In 2003, some went so far as to call Alberta Ballet an oxymoron – a classical ballet company in a province of rednecks and cowboys. Soon after I became Executive Director in 2005, it struck me that we were trying to sell an art form of tutus and tights to a city of 30-something male engineers. So, as the ballet was about to turn 40, we did what any self-respecting cultural icon might do at mid-life. We re-invented ourselves. 

Founded in 1966, it was based in Calgary and had dual citizenship in the capital city of Edmonton.  A small company, but respected for the high quality and training of its dancers, recruited nationally and mostly in the classical genre. In 2001, Mikko Nissinen, now the reputed Artistic Director at Boston Ballet, had moved from San Francisco to Calgary to transition from dancer to director. He brought with him a much needed audacity and confidence and a network of international talent. Balanchine was in the repertoire, not an easy feat, as the eponym foundation will allow a company to stage his work only on the approval of an authorized repetiteur of the trust. It had a respectable and strong cadre of patrons and donors and it did its best to deliver an art form that few in this growing city, business center, oil and gas based wild west town understood or appreciated.

When Mikko left the company for Boston, the Board recruited a youngish, bilingual, charismatic,  dancer/choreographer and aspiring Artistic Director from Ottawa. I met Jean Grand Maître at the rodeo at the Calgary Stampede, in a suite hosted by Enbridge’s VP of Government affairs, my friend and Chair of the Board D’Arcy Levesque. We all hit it off, and when the organization needed a new Executive Director, D’Arcy reached out to me, with the clear mandate to “put the company on the map”.

It was September of 2005 and these were difficult times for Alberta Ballet. The Jubilee Auditorium, the company’s performance venue had shut down for a year for renovations, morale and trust were low to the point the administration had brought in the provincial workers union, the governance model was weak, there was no human resources policy and injuries to the dancers were frequent and numerous because they performed on a hard floor. And we were in trouble financially.
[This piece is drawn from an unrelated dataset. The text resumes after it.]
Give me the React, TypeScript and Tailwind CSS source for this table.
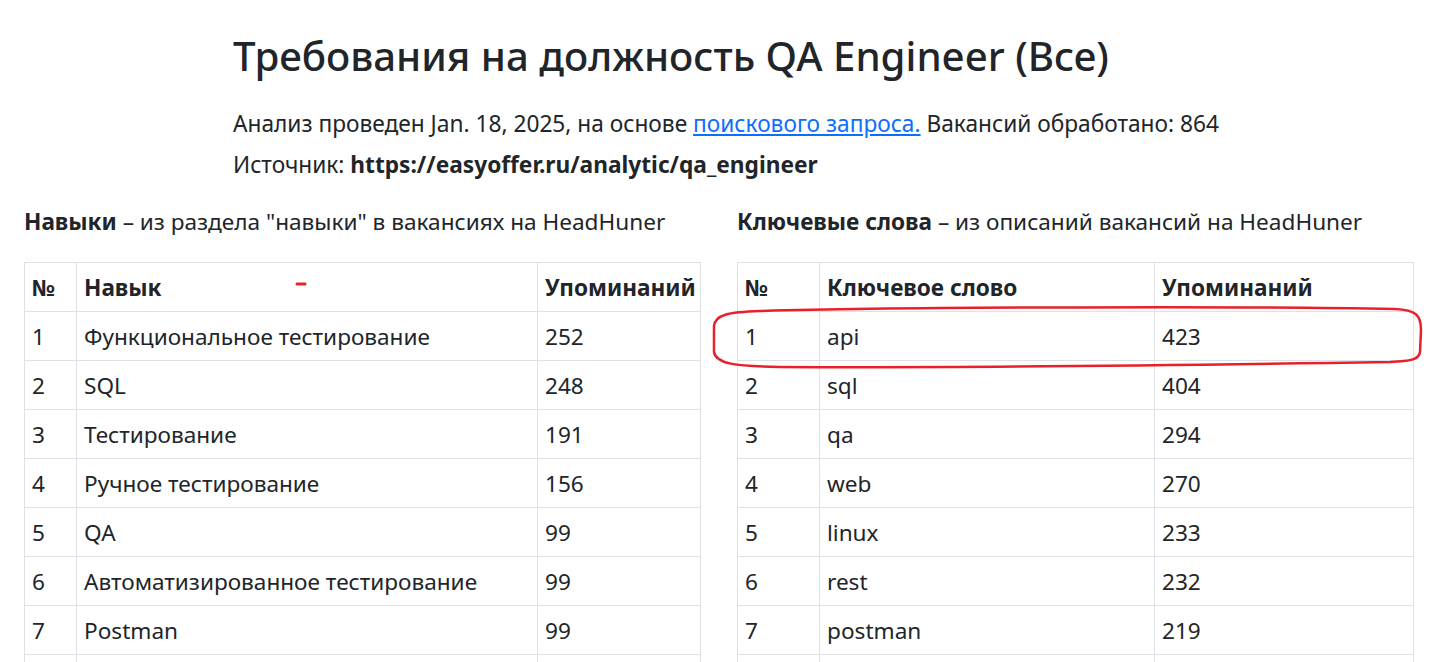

Notwithstanding, there was a magic about the company, its history, its tenacity and about the building we all worked in, a turn of the century sand stone train station converted into a studio and rehearsal space on the main floor and offices on the second. Nestled along the Elbow River, it sat at the heart of Rouleauville, one of Calgary’s founding communities. And though many regarded the company’s two home cities as an obstacle, a hindrance, I saw it as an opportunity – two markets, two funding sources, and the automatic go-to for the government if it needed a cultural ambassador nationally or internationally.

A lot was accomplished in the first year. Thanks to a generous gift by my friend the late Jim Palmer, we built a new retractable, portable and storable sprung floor in time for the Nutcracker that Christmas and multiple injuries were a thing of the past. We implemented an HR policy and the union was dissolved. I call this work “nuts and bolts”, the science of the enterprise. We needed the art, not the art on the stage, but in relation to our community.

One afternoon, feeling overwhelmed by all that still needed to be done,  beckoned by the music wafting up through my office window, I wandered down the marble staircase to the studio and grabbed a chair to watch the warm ups. The pianist kept the tempo as the dancers took the bar for plies and point work and moved into jetés and arabesques. Scantily but tastefully clad in their rehearsal wear, light shorts, tank tops, T-shirts, in turn they flew and spun and pirouetted across the floor, at times inches from my face. Up so close, I sat motionless, having to remind myself to breathe, in awe of the grace and beauty of these humans, at the shear athleticism.  I was told later that to perform the Nutcracker’s Grand Pas de Deux requires the stamina equivalent to running a half marathon. 

That was when it struck me. We are trying to sell an art form of tutus and tights in a city of 30-something male engineers. What we were, in contrast was elegant, strong, and athletic – dare I say sexy. As the only ballet company within a bull’s roar, all we needed to change was the perception of the art form. As it happened, the company would be 40 the next year so we leveraged that timely opportunity to rebrand with our new take on ballet – beauty and athleticism. 

By Year 2, we introduced an extra performance to each run, raised records amount of money, doubled ticket sales, and were invited by the province to represent them at the Smithsonian in Washington. Jean was choreographing modern works and that fall we made another decision that would change the course of the company. He mused about creating a work based on the music of Joni Mitchell, the question was, how would we get the rights? Knowing of his power of persuasion, I suggested he write to her to see if she would be interested in being involved. She said yes. The next season we premiered The Fiddle and the Drum, the first in a songbook series that now includes the works of Sarah McLachlan, k.d.lang, Sir Elton John, Gordon Lightfoot and The Tragically Hip.